Marcello chose UConn and its diving program over other schools because she felt an intensity from Bransfield that no other coach had. For three years, Marcello has been under Bransfield’s wing and she has left a lasting impression on Bransfield as a coach.
“Monica is one of the hardest workers that I have ever coached, and I’ve coached at five schools and for 20 years,” Bransfield said. “For somebody that driven to be told that they are trying too hard is kind of a paradox and it is a hard pill to swallow.”
In and out of the pool, Marcello works hard. Being a full time student athlete and have to balance class work and your sport can be stressful. In order to deal with that stress, Marcello takes the short drive from campus to her apartment on Red Oak Hill in Wilmington, Connecticut. There, she takes to the oven and stove and dives into cooking, making quinoa, grilled chicken and different salads.
After the smoke from the stove has cleared the kitchen and the dishes have filled the sink, Marcello encloses herself in her room and meditates.
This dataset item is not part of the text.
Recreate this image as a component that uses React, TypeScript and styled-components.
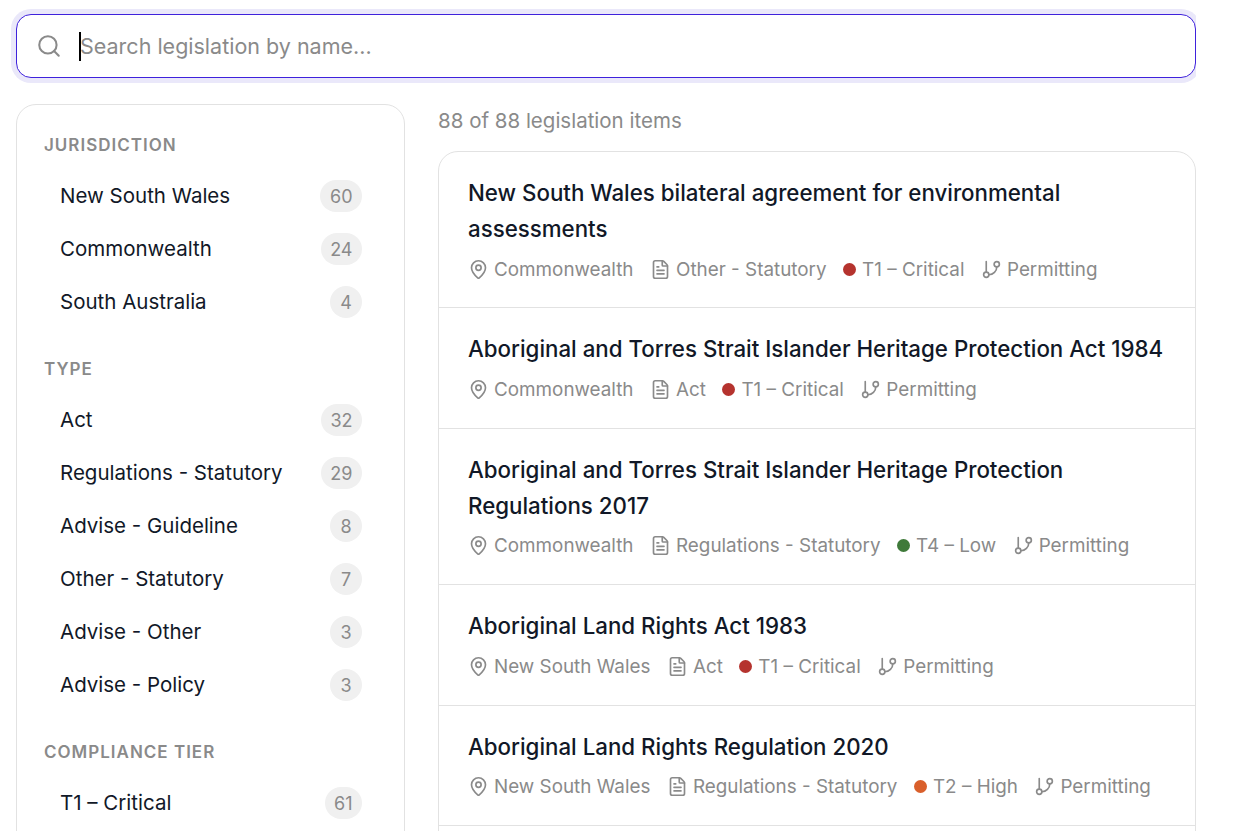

With candles lit and soft music faintly in the background, Marcello goes into the tree pose, purging her mind and body from the stress of the day.
“Food is a huge part of my life and making sure I’m taking care of my body,” Marcello said. “Whether it’s cooking, meditation or yoga, I try and do things that will take care of my body mental, physically and spiritually.”
Marcello’s body has been through the ringer in her life, with two herniated discs, a torn ACL and a broken ankle, but she has persevered. A new sport has not only helped rehabilitated her body, but also gave her a new hobby, a new challenge. Marcello has many regrets about gymnastics, but it’s an experience she will hold forever.
Diving has is now apart of her identity, and it tells her tell of perseverance.